A Fine Brush on Ivory: An Appreciation of Jane Austen FROM THE PUBLISHER
What is it about Jane Austen's writing that brings such pleasure? There are good, even great novelists who are not good storytellers, and there are highly gifted storytellers who write thoroughly bad books. Jane Austen was both a very good storyteller and a great novelist. How did she do it? Richard Jenkyns's sparkling study delights in Austen's craft, wit, and pathos. His deep reading of the novels illuminates the subtlety, depth, and innovation that lie within them. He explores the development of her style, storytelling, and characterization, her technical prowess, and her place in comparison with her contemporaries, with a grace and wit worthy of the subject herself. All who read this book will come away with their admiration for Austen deepened, and their pleasure in her work enhanced.
FROM THE CRITICS
Michael Dirda - The Washington Post
The abundance of anecdote and episode in the book -- the sheer amount of things happening -- is a part of its vitality; it is a means of imparting the ethos of sparkling comedy." Elsewhere, Jenkyns points out that Persuasion is "that great rarity, a novel which is too short." He goes on to say that we really need to live through Anne Elliott's "lonely endurance" more extensively than the book allows us to and that the "reawakening of Wentworth's love for her" should have been a more gradual process.
Library Journal
Jenkyns (classical tradition, Oxford Univ.) defends his decision to "add to the pile of books about Jane Austen" by explaining that he "thought [he] had something to say." The subtitle of his slim volume perhaps best sums up the theme: this is indeed an appreciation of Austen and her work. This theme is carried out with gusto; Jenkyns contends early on that "there is hardly another novelist of whom one may so readily say, `That chapter, that paragraph, that sentence is a moment of genius.' " He then goes on to analyze the plot and characters of each of Austen's novels, focusing on Pride and Prejudice, Mansfield Park, and Emma.
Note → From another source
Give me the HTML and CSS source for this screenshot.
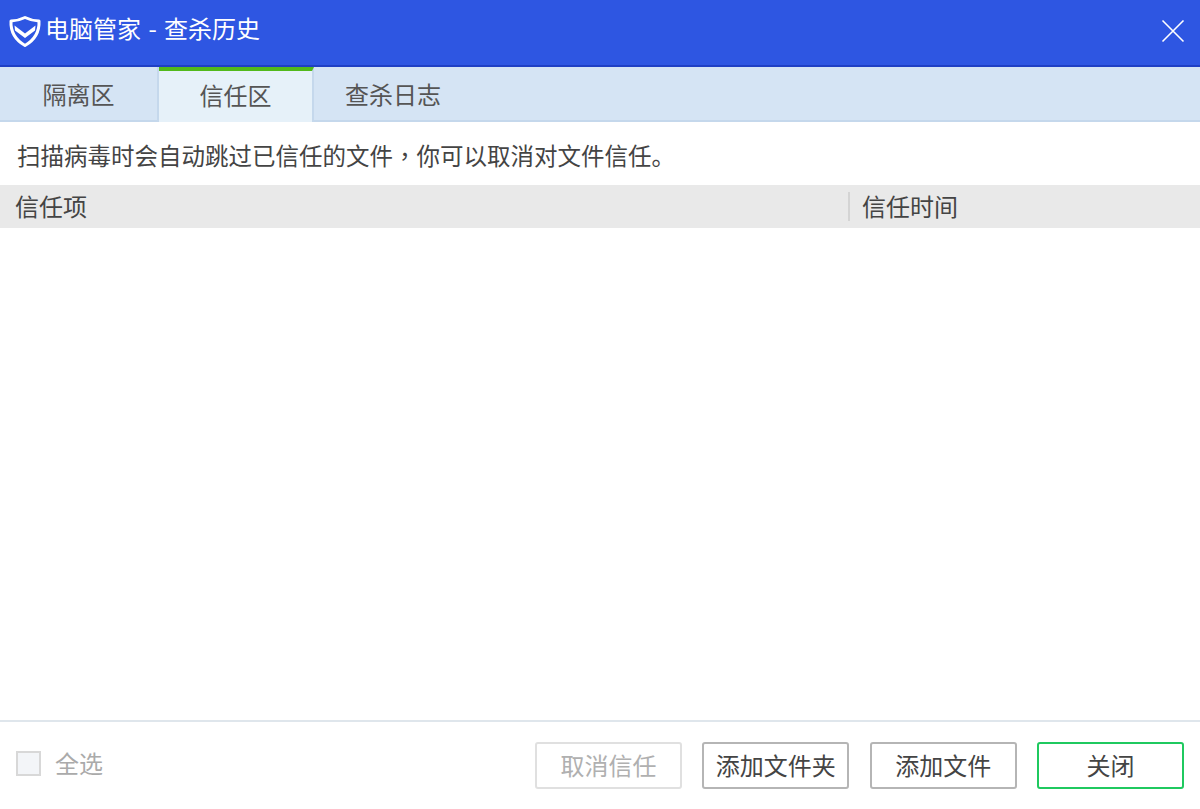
FILE: index.html
```html
<!DOCTYPE html>
<html lang="zh-CN">
<head>
<meta charset="utf-8">
<title>电脑管家 - 查杀历史</title>
<link rel="stylesheet" href="styles.css">
</head>
<body>
<div class="window">
  <header class="titlebar">
    <div class="brand">
      <svg class="logo" width="34" height="34" viewBox="0 0 34 34" aria-hidden="true">
        <path d="M17 3.500 C21 5.500 26 6.800 31 7 C31.500 17 26.500 26 17 31.500 C7.500 26 2.500 17 3 7 C8 6.800 13 5.500 17 3.500 Z" fill="none" stroke="#fff" stroke-width="3" stroke-linejoin="round"/>
        <path d="M6.500 11.500 L17 19.500 L27.500 11.500 L27 16.500 L17 24 L7 16.500 Z" fill="#fff"/>
      </svg>
      <span class="title">电脑管家 - 查杀历史</span>
    </div>
    <button class="close" aria-label="关闭">
      <svg width="24" height="24" viewBox="0 0 24 24" aria-hidden="true"><path d="M1.500 1.500 L22.500 22.500 M22.500 1.500 L1.500 22.500" stroke="#fff" stroke-width="1.600" fill="none"/></svg>
    </button>
  </header>
  <nav class="tabs">
    <div class="tab tab-first">隔离区</div>
    <div class="tab tab-active">信任区</div>
    <div class="tab tab-last">查杀日志</div>
  </nav>
  <p class="hint">扫描病毒时会自动跳过已信任的文件<span class="comma" lang="zh-TW">，</span>你可以取消对文件信任。</p>
  <div class="thead">
    <div class="col-item">信任项</div>
    <div class="col-time">信任时间</div>
  </div>
  <main class="tbody"></main>
  <footer class="footer">
    <label class="selectall"><span class="checkbox"></span><span>全选</span></label>
    <div class="actions">
      <button class="btn btn-disabled">取消信任</button>
      <button class="btn">添加文件夹</button>
      <button class="btn">添加文件</button>
      <button class="btn btn-primary">关闭</button>
    </div>
  </footer>
</div>
</body>
</html>
```
FILE: styles.css
```css
* { box-sizing: border-box; }
html, body { margin: 0; padding: 0; height: 100%; background: #fff; }
body { font-family: "Noto Sans CJK SC", "Liberation Sans", sans-serif; overflow: hidden; }
.window { width: 1200px; height: 809px; display: flex; flex-direction: column; }
.titlebar {
  height: 67px; background: #2e56e2; border-bottom: 2px solid #1f3fc4;
  display: flex; align-items: center; justify-content: space-between;
  padding: 0 15px 7px 8px; flex: none;
}
.brand { display: flex; align-items: center; gap: 3px; }
.logo { display: block; margin-top: 3px; }
.title { color: #fff; font-size: 24px; line-height: 30px; word-spacing: 2px; margin-bottom: 3px; }
.close { width: 24px; height: 24px; padding: 0; background: none; border: 0; display: block; margin-top: 3px; }
.close svg { display: block; }
.tabs {
  height: 55px; background: #d5e4f4; border-bottom: 2px solid #c5d8ec;
  display: flex; flex: none;
}
.tab { font-size: 24px; color: #555; display: flex; align-items: center; justify-content: center; height: 53px; padding-bottom: 0; }
.tab-first { width: 159px; border-right: 2px solid #c5d8ec; }
.tab-active { width: 155px; background: #e6f1f9; border-top: 4px solid #52b91c; border-right: 2px solid #c5d8ec; height: 55px; padding-bottom: 5px; }
.tab-last { width: 158px; }
.hint { margin: 0; height: 63px; padding: 14px 0 0 17px; font-size: 23.5px; line-height: 38px; color: #444; flex: none; white-space: nowrap; }
.comma { font-family: "Noto Sans CJK TC", sans-serif; }
.thead { height: 43px; background: #e9e9e9; display: flex; align-items: center; flex: none; font-size: 24px; color: #444; padding-bottom: 3px; }
.col-item { width: 848px; padding-left: 15px; }
.col-time { flex: 1; padding-left: 12px; border-left: 2px solid #d4d4d4; height: 29px; line-height: 27px; margin-top: 3px; }
.tbody { flex: 1; }
.footer {
  height: 89px; border-top: 2px solid #dfe6ec; flex: none;
  display: flex; align-items: flex-start; justify-content: space-between;
  padding: 20px 16px 0 16px;
}
.selectall { display: flex; align-items: center; gap: 14px; font-size: 24px; color: #aaa; height: 47px; margin-top: -3px; }
.checkbox { width: 25px; height: 25px; border: 2px solid #d8d8d8; background: #f3f5f8; display: block; margin-top: 2px; }
.actions { display: flex; gap: 20.33px; }
.btn {
  width: 147px; height: 47px; background: #fff; border: 2px solid #b5b5b5; border-radius: 3px;
  font: inherit; font-size: 24px; color: #444; padding: 0 0 3px;
}
.btn-disabled { border-color: #e0e0e0; color: #b0b0b0; }
.btn-primary { border-color: #1fc95f; }
```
He never fails to point out Austen's great ability to choose a unique form and technique for each novel, endorsing her use of comedy to explore the human condition and to meet the disappointments of life "with a kind of stoical common sense." In the end, like the author himself, we are left pondering how a young woman with slight education and little knowledge of the world could produce a novel like Pride and Prejudice-"perhaps as perfect a comedy of manners as was ever written in prose." Highly recommended.-Kathryn R. Bartelt, Univ. of Evansville Libs., IN Copyright 2004 Reed Business Information.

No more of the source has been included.